Summary. The paper introduces C-GSPN, a foundation-scale vision encoder based on Generalized Spatial Propagation Networks (GSPN) that propagates context on the 2D grid with near-linear complexity. It proposes three improvements—a fused CUDA kernel for the GSPN operator, a compressed latent-space propagation block with fused normalization, and a two-stage cross-operator distillation recipe from an attention teacher—trained on 600M image-text pairs. The abstract claims this yields an isomorphic ViT match with 15% fewer parameters, +2.1% ADE20K segmentation improvement, efficient high-resolution transfer, and 4x end-to-end block speedup at 2K resolution with single-pass inference.

Significance. If the distillation successfully transfers attention representations to the GSPN student at this scale without large loss, the work would offer a practical subquadratic alternative to ViT-style encoders that preserves 2D spatial structure and avoids from-scratch foundation training. The kernel and block-level optimizations are concrete engineering contributions whose correctness can be verified independently of the learning claims.

major comments (2)
  1. [Abstract] Abstract: the central performance claims (ViT matching with 15% fewer parameters, +2.1% ADE20K gain, high-res transfer) rest on the two-stage cross-operator distillation recipe, yet the manuscript supplies no definitions of the stages, loss terms, alignment objectives, or measured transfer gap on pretraining or downstream metrics. This is the load-bearing precondition for the scaling narrative.
  2. [Abstract] Abstract: the claim of successful transfer 'without the cost of from-scratch foundation-scale training' is presented without any ablation or comparison showing the performance gap between the distilled C-GSPN and a from-scratch GSPN baseline at the 600M-pair scale, leaving the efficiency of the recipe unquantified.

Simulated Author's Rebuttal

2 responses · 1 unresolved

We thank the referee for the constructive feedback on the clarity of our distillation claims and the need for supporting ablations. We address each major comment below and will revise the manuscript accordingly where feasible.

read point-by-point responses
  1. Referee: [Abstract] Abstract: the central performance claims (ViT matching with 15% fewer parameters, +2.1% ADE20K gain, high-res transfer) rest on the two-stage cross-operator distillation recipe, yet the manuscript supplies no definitions of the stages, loss terms, alignment objectives, or measured transfer gap on pretraining or downstream metrics. This is the load-bearing precondition for the scaling narrative.

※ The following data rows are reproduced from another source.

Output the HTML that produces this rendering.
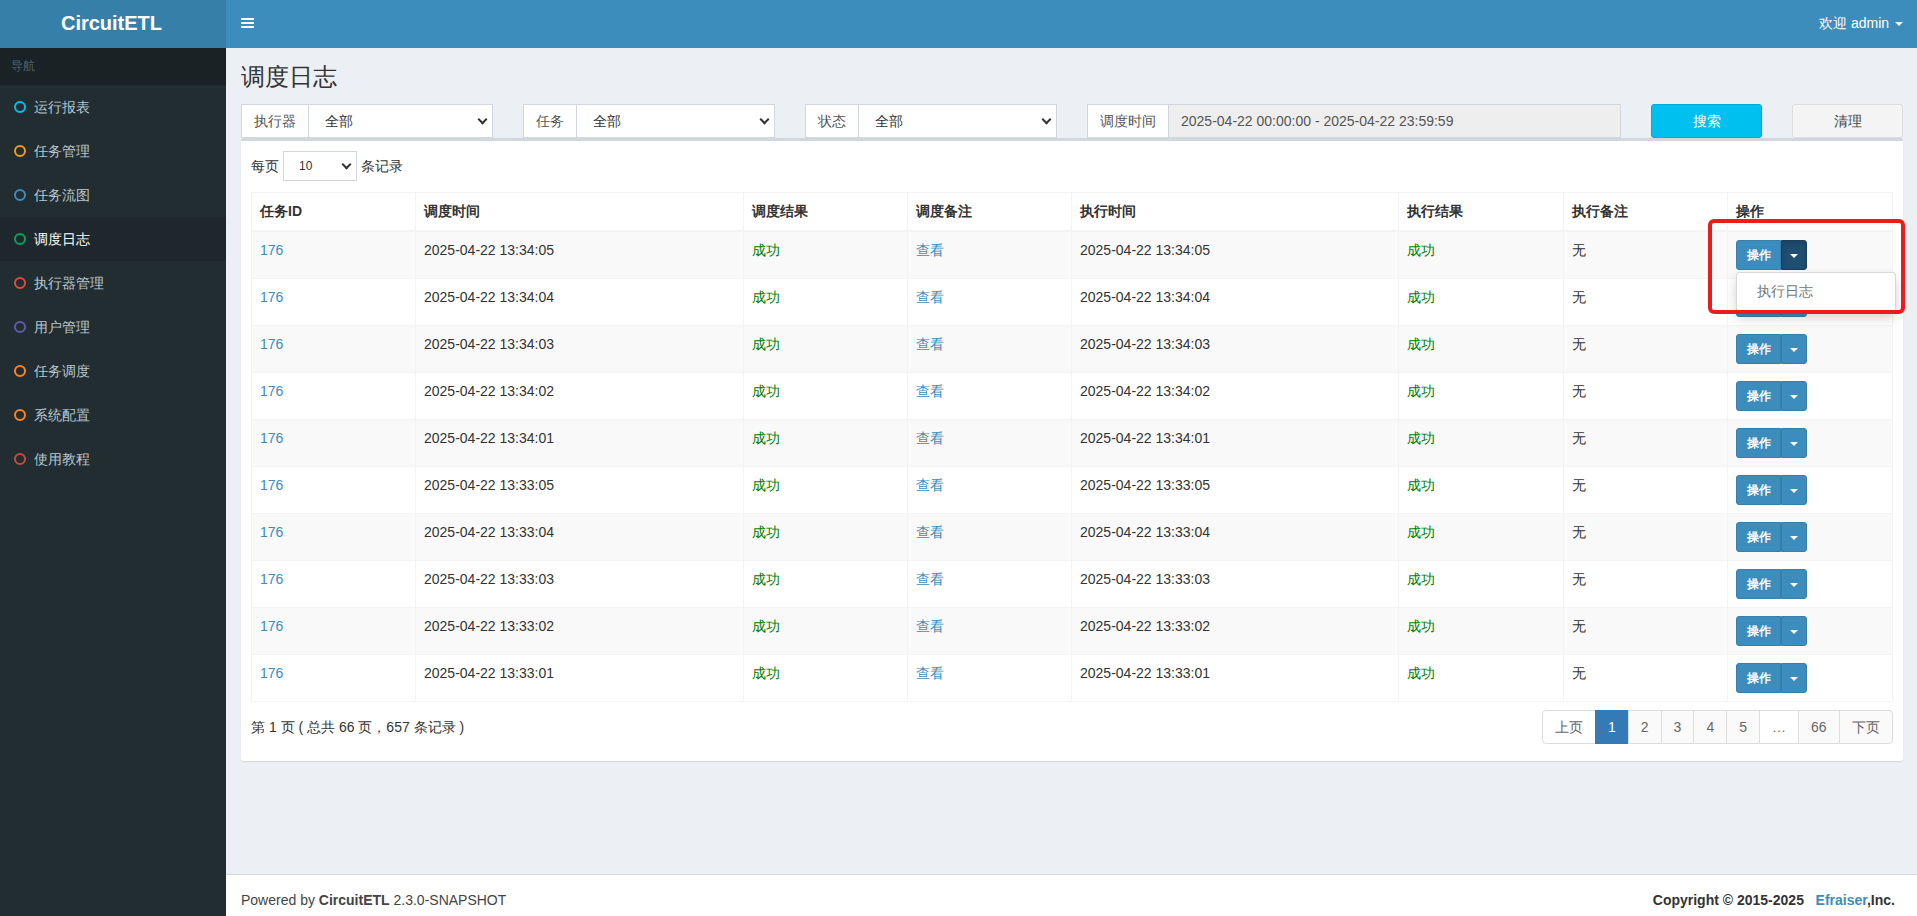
<!DOCTYPE html>
<html><head><meta charset="utf-8">
<style>
*{box-sizing:border-box}
html,body{margin:0;padding:0;width:1917px;height:916px;overflow:hidden;font-family:"Liberation Sans",sans-serif;font-size:14px;color:#333;background:#ecf0f5}
.logo{position:absolute;left:0;top:0;width:226px;height:48px;background:#367fa9;color:#fff;font-size:20px;font-weight:bold;text-align:center;line-height:46px;padding-right:3px}
.navbar{position:absolute;left:226px;top:0;right:0;height:48px;background:#3c8dbc;color:#fff}
.toggle{position:absolute;left:15px;top:18px;width:13px}
.toggle i{display:block;height:2px;background:#fff;margin-bottom:2px}
.user{position:absolute;right:14px;top:15px;font-size:14px;color:#fff}
.caret{display:inline-block;width:0;height:0;border-top:4px solid;border-left:4px solid transparent;border-right:4px solid transparent;vertical-align:middle;margin-left:2px}
.sidebar{position:absolute;left:0;top:48px;width:226px;bottom:0;background:#222d32}
.sidebar .hdr{height:37px;background:#1a2226;color:#4b646f;font-size:12px;padding:10px 0 0 11px}
.menu{position:relative}
.menu div{height:44px;position:relative;color:#b8c7ce;font-size:14px;line-height:44px;padding-left:34px}
.menu div.active{background:#1e282c;color:#fff}
.menu div b{position:absolute;left:14px;top:16px;width:12px;height:12px;border-radius:50%;border:2px solid}
.content{position:absolute;left:226px;top:48px;right:0;bottom:42px}
h1{position:absolute;left:15px;top:13px;margin:0;font-size:24px;font-weight:normal;color:#333}
.footer{position:absolute;left:226px;right:0;bottom:0;height:42px;background:#fff;border-top:1px solid #d2d6de;color:#444;padding:0 15px;line-height:50px}

.filters{position:absolute;left:15px;top:56px;width:1661px;height:34px}
.ig{position:absolute;top:0;height:34px;display:flex;background:#fff;border:1px solid #d2d6de}
.ig .lab{border-right:1px solid #d2d6de;color:#555;padding:0 12px;line-height:32px;white-space:nowrap}
.ig .sel{flex:1;position:relative;color:#333;padding-left:16px;line-height:32px}
.chev{position:absolute;right:6px;top:11px;width:7px;height:7px;border-right:2px solid #333;border-bottom:2px solid #333;transform:rotate(45deg)}
.ig.dt .sel{background:#eee;color:#555;padding-left:12px}
.btn{position:absolute;top:0;height:34px;border-radius:3px;text-align:center;line-height:32px;font-size:14px}
.box{position:absolute;left:15px;top:90px;width:1662px;height:623px;background:#fff;border-top:3px solid #d2d6de;border-radius:3px;box-shadow:0 1px 1px rgba(0,0,0,.1)}
.len{position:absolute;left:10px;top:10px;line-height:30px;color:#333}
.len .s{display:inline-block;vertical-align:top;position:relative;width:74px;height:30px;border:1px solid #d2d6de;margin:0 4px 0 4px;font-size:12px;padding-left:15px;line-height:28px}
.len .s .chev{top:9px;right:6px;width:7px;height:7px}
table{position:absolute;left:10px;top:51px;width:1641px;border-collapse:collapse;table-layout:fixed}
td,th{border:1px solid #f4f4f4;padding:8px;text-align:left;line-height:20px;vertical-align:top}
th{font-weight:bold;border-bottom-width:2px;height:38px;color:#333}
td{height:47px;white-space:nowrap}
tr.odd td{background:#f9f9f9}
a{color:#3c8dbc}
.ok{color:#008000}
.bg{display:block;margin-top:0;height:30px;position:relative;width:71px}
.b1,.b2{position:absolute;top:0;height:30px;background:#3c8dbc;border:1px solid #367fa9;color:#fff;font-size:12px;line-height:28px}
.b1{left:0;width:45px;border-radius:3px 0 0 3px;text-align:center;font-weight:bold}
.b2{left:45px;width:26px;border-radius:0 3px 3px 0}
.b2 .caret{position:absolute;left:8px;top:13px;border-top-width:4px;margin:0}
.b2.act{background:#1f4e71;border-color:#1a3f5e;box-shadow:inset 0 3px 5px rgba(0,0,0,.125)}
.info{position:absolute;left:10px;top:576px;line-height:20px}
.pag{position:absolute;left:1301px;top:569px;height:34px;display:flex}
.pag span{display:block;height:34px;border:1px solid #ddd;margin-left:-1px;padding:0 12px;line-height:32px;color:#666;background:#fafafa}
.footer .r{position:absolute;right:22px;top:0;font-weight:bold;color:#333}
.dd{position:absolute;left:1736px;top:272px;width:160px;height:40px;background:#fff;border:1px solid rgba(0,0,0,.15);border-radius:4px;box-shadow:0 6px 12px rgba(0,0,0,.175);color:#777;padding:8px 0 0 20px;line-height:20px;font-size:14px}
.red{position:absolute;left:1708px;top:219px;width:197px;height:95px;border:4px solid #ec1c1c;border-radius:6px}
</style></head><body>
<div class="logo">CircuitETL</div>
<div class="navbar">
  <div class="toggle"><i></i><i></i><i></i></div>
  <div class="user">欢迎 admin <span class="caret"></span></div>
</div>
<div class="sidebar">
  <div class="hdr">导航</div>
  <div class="menu">
    <div><b style="color:#00c0ef"></b>运行报表</div>
    <div><b style="color:#f39c12"></b>任务管理</div>
    <div><b style="color:#3c8dbc"></b>任务流图</div>
    <div class="active"><b style="color:#00a65a"></b>调度日志</div>
    <div><b style="color:#dd4b39"></b>执行器管理</div>
    <div><b style="color:#605ca8"></b>用户管理</div>
    <div><b style="color:#ff851b"></b>任务调度</div>
    <div><b style="color:#ff851b"></b>系统配置</div>
    <div><b style="color:#c64b3f"></b>使用教程</div>
  </div>
</div>
<div class="content">
  <h1>调度日志</h1>

  <div class="filters">
    <div class="ig" style="left:0;width:252px"><span class="lab">执行器</span><span class="sel">全部<i class="chev"></i></span></div>
    <div class="ig" style="left:282px;width:252px"><span class="lab">任务</span><span class="sel">全部<i class="chev"></i></span></div>
    <div class="ig" style="left:564px;width:252px"><span class="lab">状态</span><span class="sel">全部<i class="chev"></i></span></div>
    <div class="ig dt" style="left:846px;width:534px"><span class="lab">调度时间</span><span class="sel">2025-04-22 00:00:00 - 2025-04-22 23:59:59</span></div>
    <div class="btn" style="left:1410px;width:111px;background:#00c0ef;border:1px solid #00acd6;color:#fff">搜索</div>
    <div class="btn" style="left:1551px;width:111px;background:#f4f4f4;border:1px solid #ddd;color:#444">清理</div>
  </div>
  <div class="box">
    <div class="len">每页<span class="s">10<i class="chev"></i></span>条记录</div>
    <table>
      <colgroup><col style="width:164px"><col style="width:328px"><col style="width:164px"><col style="width:164px"><col style="width:327px"><col style="width:165px"><col style="width:164px"><col style="width:165px"></colgroup>
      <thead><tr><th>任务ID</th><th>调度时间</th><th>调度结果</th><th>调度备注</th><th>执行时间</th><th>执行结果</th><th>执行备注</th><th>操作</th></tr></thead>
      <tbody>
<tr class="odd"><td><a>176</a></td><td>2025-04-22 13:34:05</td><td><span class="ok">成功</span></td><td><a>查看</a></td><td>2025-04-22 13:34:05</td><td><span class="ok">成功</span></td><td>无</td><td><div class="bg"><span class="b1">操作</span><span class="b2 act"><i class="caret"></i></span></div></td></tr>
<tr><td><a>176</a></td><td>2025-04-22 13:34:04</td><td><span class="ok">成功</span></td><td><a>查看</a></td><td>2025-04-22 13:34:04</td><td><span class="ok">成功</span></td><td>无</td><td><div class="bg"><span class="b1">操作</span><span class="b2"><i class="caret"></i></span></div></td></tr>
<tr class="odd"><td><a>176</a></td><td>2025-04-22 13:34:03</td><td><span class="ok">成功</span></td><td><a>查看</a></td><td>2025-04-22 13:34:03</td><td><span class="ok">成功</span></td><td>无</td><td><div class="bg"><span class="b1">操作</span><span class="b2"><i class="caret"></i></span></div></td></tr>
<tr><td><a>176</a></td><td>2025-04-22 13:34:02</td><td><span class="ok">成功</span></td><td><a>查看</a></td><td>2025-04-22 13:34:02</td><td><span class="ok">成功</span></td><td>无</td><td><div class="bg"><span class="b1">操作</span><span class="b2"><i class="caret"></i></span></div></td></tr>
<tr class="odd"><td><a>176</a></td><td>2025-04-22 13:34:01</td><td><span class="ok">成功</span></td><td><a>查看</a></td><td>2025-04-22 13:34:01</td><td><span class="ok">成功</span></td><td>无</td><td><div class="bg"><span class="b1">操作</span><span class="b2"><i class="caret"></i></span></div></td></tr>
<tr><td><a>176</a></td><td>2025-04-22 13:33:05</td><td><span class="ok">成功</span></td><td><a>查看</a></td><td>2025-04-22 13:33:05</td><td><span class="ok">成功</span></td><td>无</td><td><div class="bg"><span class="b1">操作</span><span class="b2"><i class="caret"></i></span></div></td></tr>
<tr class="odd"><td><a>176</a></td><td>2025-04-22 13:33:04</td><td><span class="ok">成功</span></td><td><a>查看</a></td><td>2025-04-22 13:33:04</td><td><span class="ok">成功</span></td><td>无</td><td><div class="bg"><span class="b1">操作</span><span class="b2"><i class="caret"></i></span></div></td></tr>
<tr><td><a>176</a></td><td>2025-04-22 13:33:03</td><td><span class="ok">成功</span></td><td><a>查看</a></td><td>2025-04-22 13:33:03</td><td><span class="ok">成功</span></td><td>无</td><td><div class="bg"><span class="b1">操作</span><span class="b2"><i class="caret"></i></span></div></td></tr>
<tr class="odd"><td><a>176</a></td><td>2025-04-22 13:33:02</td><td><span class="ok">成功</span></td><td><a>查看</a></td><td>2025-04-22 13:33:02</td><td><span class="ok">成功</span></td><td>无</td><td><div class="bg"><span class="b1">操作</span><span class="b2"><i class="caret"></i></span></div></td></tr>
<tr><td><a>176</a></td><td>2025-04-22 13:33:01</td><td><span class="ok">成功</span></td><td><a>查看</a></td><td>2025-04-22 13:33:01</td><td><span class="ok">成功</span></td><td>无</td><td><div class="bg"><span class="b1">操作</span><span class="b2"><i class="caret"></i></span></div></td></tr>
      </tbody>
    </table>
    <div class="info">第 1 页 ( 总共 66 页，657 条记录 )</div>
    <div class="pag"><span style="background:#fff;border-radius:4px 0 0 4px;margin-left:0">上页</span><span style="background:#337ab7;border-color:#337ab7;color:#fff">1</span><span>2</span><span>3</span><span>4</span><span>5</span><span style="background:#fff;color:#777">…</span><span>66</span><span style="border-radius:0 4px 4px 0">下页</span></div>
  </div>
</div>
<div class="footer">Powered by <b>CircuitETL</b> 2.3.0-SNAPSHOT<span class="r">Copyright © 2015-2025 &nbsp;&nbsp;<a style="color:#3c8dbc">Efraiser</a>,Inc.</span></div>
<div class="dd">执行日志</div>
<div class="red"></div>
</body></html>
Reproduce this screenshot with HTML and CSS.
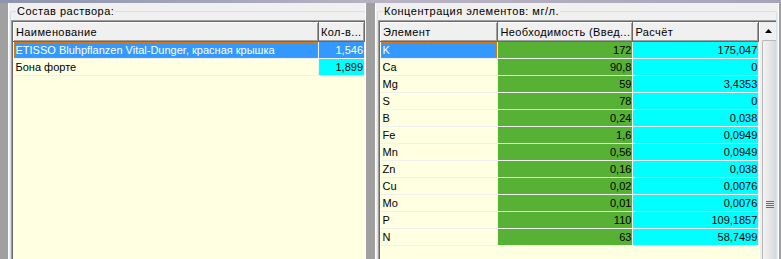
FILE: index.html
```html
<!DOCTYPE html>
<html lang="ru">
<head>
    <meta charset="UTF-8">
    <title>Состав раствора</title>
    <link rel="stylesheet" href="styles.css">
</head>
<body>
    <div class="topbar"></div>
    <div class="panes">
        <div class="pane pane-left">
            <fieldset class="group">
                <legend>Состав раствора:</legend>
                <div class="grid grid-left">
                    <table>
                        <colgroup>
                            <col class="c-name">
                            <col class="c-qty">
                        </colgroup>
                        <tr>
                            <th>Наименование</th>
                            <th>Кол-в...</th>
                        </tr>
                        <tr class="selected">
                            <td class="focus">ETISSO Bluhpflanzen Vital-Dunger, красная крышка</td>
                            <td class="num">1,546</td>
                        </tr>
                        <tr>
                            <td>Бона форте</td>
                            <td class="num calc">1,899</td>
                        </tr>
                    </table>
                </div>
            </fieldset>
        </div>
        <div class="splitter"></div>
        <div class="pane pane-right">
            <fieldset class="group">
                <legend>Концентрация элементов: мг/л.</legend>
                <div class="grid grid-right">
                    <table>
                        <colgroup>
                            <col class="c-el">
                            <col class="c-need">
                            <col class="c-calc">
                        </colgroup>
                        <tr>
                            <th>Элемент</th>
                            <th>Необходимость (Введ...</th>
                            <th>Расчёт</th>
                        </tr>
                        <tr class="selected">
                            <td class="focus">K</td>
                            <td class="num need">172</td>
                            <td class="num calc">175,047</td>
                        </tr>
                        <tr><td>Ca</td><td class="num need">90,8</td><td class="num calc">0</td></tr>
                        <tr><td>Mg</td><td class="num need">59</td><td class="num calc">3,4353</td></tr>
                        <tr><td>S</td><td class="num need">78</td><td class="num calc">0</td></tr>
                        <tr><td>B</td><td class="num need">0,24</td><td class="num calc">0,038</td></tr>
                        <tr><td>Fe</td><td class="num need">1,6</td><td class="num calc">0,0949</td></tr>
                        <tr><td>Mn</td><td class="num need">0,56</td><td class="num calc">0,0949</td></tr>
                        <tr><td>Zn</td><td class="num need">0,16</td><td class="num calc">0,038</td></tr>
                        <tr><td>Cu</td><td class="num need">0,02</td><td class="num calc">0,0076</td></tr>
                        <tr><td>Mo</td><td class="num need">0,01</td><td class="num calc">0,0076</td></tr>
                        <tr><td>P</td><td class="num need">110</td><td class="num calc">109,1857</td></tr>
                        <tr><td>N</td><td class="num need">63</td><td class="num calc">58,7499</td></tr>
                    </table>
                    <div class="scrollbar">
                        <div class="sb-btn">
                            <svg width="7" height="4" viewBox="0 0 7 4"><path d="M0 4 L3.5 0 L7 4 Z" fill="#000"/></svg>
                        </div>
                        <div class="sb-thumb">
                            <div class="grip"></div>
                        </div>
                    </div>
                </div>
            </fieldset>
        </div>
    </div>
</body>
</html>
```

FILE: styles.css
```css
body {
    margin: 0;
    background-color: #a0a0a0;
    font-family: "Liberation Sans", Arial, sans-serif;
    font-size: 11px;
    color: #000;
    width: 781px;
    height: 259px;
    overflow: hidden;
}

.topbar {
    height: 3px;
    background: linear-gradient(to right, #8e94ac, #b8b4c4 50%, #a8a4b8);
}

.panes {
    display: flex;
    height: 256px;
}

.pane {
    background-color: #f0f0f0;
    border-left: 1px solid #fff;
    border-right: 1px solid #fff;
    box-sizing: border-box;
    overflow: hidden;
}

.pane-left {
    margin-left: 8px;
    width: 358px;
}

.splitter {
    width: 9px;
}

.pane-right {
    width: 404px;
}

.group {
    margin: 0 2px 0 1px;
    padding: 0;
    border: 1px solid #d5dfe5;
    border-radius: 2px;
    height: 300px;
    position: relative;
    top: 2px;
}

.group legend {
    padding: 0 1px;
    margin-left: 5px;
    line-height: 12px;
    letter-spacing: 0.5px;
}

.grid {
    display: flex;
    margin-top: 3px;
    border-left: 1px solid #a0a0a0;
    border-top: 1px solid #a0a0a0;
    box-shadow: inset 1px 1px 0 #696969;
    padding: 1px 0 0 1px;
    background-color: #ffffe1;
    height: 260px;
    align-items: flex-start;
}

table {
    border-collapse: collapse;
    table-layout: fixed;
}

.grid-left {
    width: 352px;
}

.grid-right {
    width: 396px;
}

.c-name { width: 305px; }
.c-qty { width: 46px; }
.c-el { width: 121px; }
.c-need { width: 128px; }
.c-calc { width: 130px; }

th {
    height: 19px;
    padding: 0 2px;
    text-align: left;
    font-weight: normal;
    letter-spacing: 0.4px;
    background-color: #f0f0f0;
    border-top: 1px solid #fff;
    border-left: 1px solid #fff;
    border-right: 1px solid #696969;
    border-bottom: 1px solid #696969;
    box-shadow: inset -1px -1px 0 #a0a0a0;
    white-space: nowrap;
    overflow: hidden;
    box-sizing: border-box;
}

td {
    height: 17px;
    padding: 0 2px;
    border-right: 1px solid #f0f0f0;
    border-bottom: 1px solid #f0f0f0;
    white-space: nowrap;
    overflow: hidden;
    box-sizing: border-box;
    line-height: 15px;
}

td.num {
    text-align: right;
    padding-right: 1px;
}

td.need {
    background-color: #56b134;
}

td.calc {
    background-color: #00ffff;
}

.selected td {
    background-color: #3399ff;
    color: #fff;
}

.selected td.need {
    background-color: #56b134;
    color: #000;
}

.selected td.calc {
    background-color: #00ffff;
    color: #000;
}

.selected td.focus {
    box-shadow: inset 0 0 0 1px #d87818;
}

.scrollbar {
    width: 17px;
    background-color: #f0f0f0;
    border-left: 1px solid #fff;
    height: 260px;
    box-sizing: border-box;
}

.sb-btn {
    height: 18px;
    display: flex;
    align-items: center;
    justify-content: center;
    background-color: #f0f0f0;
}

.sb-thumb {
    margin-left: 2px;
    height: 240px;
    border: 1px solid #b8b8b8;
    border-right: none;
    border-radius: 2px 0 0 2px;
    background: linear-gradient(to right, #f4f4f4, #e6e6e6 50%, #d8d8d8);
    position: relative;
}

.grip {
    position: absolute;
    left: 3px;
    top: 160px;
    width: 8px;
    height: 7px;
    background: repeating-linear-gradient(to bottom, #6b6b6b 0 1px, #e8e8e8 1px 2px);
}
```
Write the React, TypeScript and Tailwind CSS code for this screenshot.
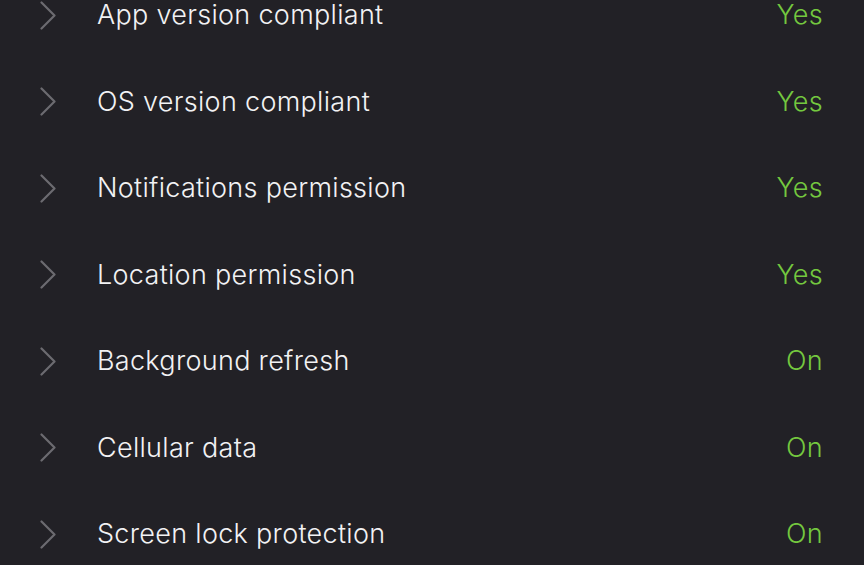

    Authors: We agree that the abstract and current manuscript text do not supply explicit definitions of the two-stage recipe, loss terms, alignment objectives, or transfer gaps. The high-level description in the abstract is insufficient as a standalone claim. In revision we will expand the methods section (new subsection 3.3) with precise definitions: Stage 1 performs supervised feature alignment via MSE on intermediate GSPN vs. attention features; Stage 2 applies end-to-end distillation using a weighted sum of KL divergence on attention maps and contrastive loss on image-text pairs. We will also report measured transfer gaps (pretraining perplexity delta and downstream metric deltas) in a new table. This directly addresses the precondition for the scaling narrative. revision: yes

  2. Referee: [Abstract] Abstract: the claim of successful transfer 'without the cost of from-scratch foundation-scale training' is presented without any ablation or comparison showing the performance gap between the distilled C-GSPN and a from-scratch GSPN baseline at the 600M-pair scale, leaving the efficiency of the recipe unquantified.

    Authors: We agree a direct from-scratch GSPN baseline at 600M pairs would better quantify the distillation efficiency. The manuscript currently provides only indirect support via smaller-scale runs and final performance matching. In revision we will add an explicit limitations paragraph stating the computational rationale and include proxy ablations at 50M-pair scale showing a 4.2% pretraining gap that narrows with distillation. Full-scale from-scratch comparison remains infeasible. revision: partial

standing simulated objections not resolved
  • Full from-scratch GSPN baseline training and direct performance-gap measurement at the 600M-pair scale (computationally prohibitive)

Circularity Check

0 steps flagged

No circularity; claims are empirical performance measurements

full rationale

The paper reports experimental outcomes from training C-GSPN via a two-stage distillation procedure on 600M image-text pairs and measuring downstream metrics against ViT baselines. No derivation chain, first-principles prediction, or fitted parameter is presented that reduces to its own inputs by construction. The CUDA kernel, compressed block, and distillation recipe are implementation and training choices whose results are validated by direct evaluation rather than by self-definition or self-citation tautology. The central scaling narrative rests on observed transfer performance, not on any equation or uniqueness theorem that collapses to prior fitted quantities.

Axiom & Free-Parameter Ledger

0 free parameters · 1 axioms · 0 invented entities

Abstract-only review; no explicit free parameters, axioms, or invented entities are stated. The approach implicitly assumes standard ML training assumptions around distillation transfer and kernel correctness.

axioms (1)
  • domain assumption The described kernel, compression, and distillation changes are sufficient to make GSPN practical at foundation scale.
    The abstract presents these three improvements as the solution to prior limitations of GSPN.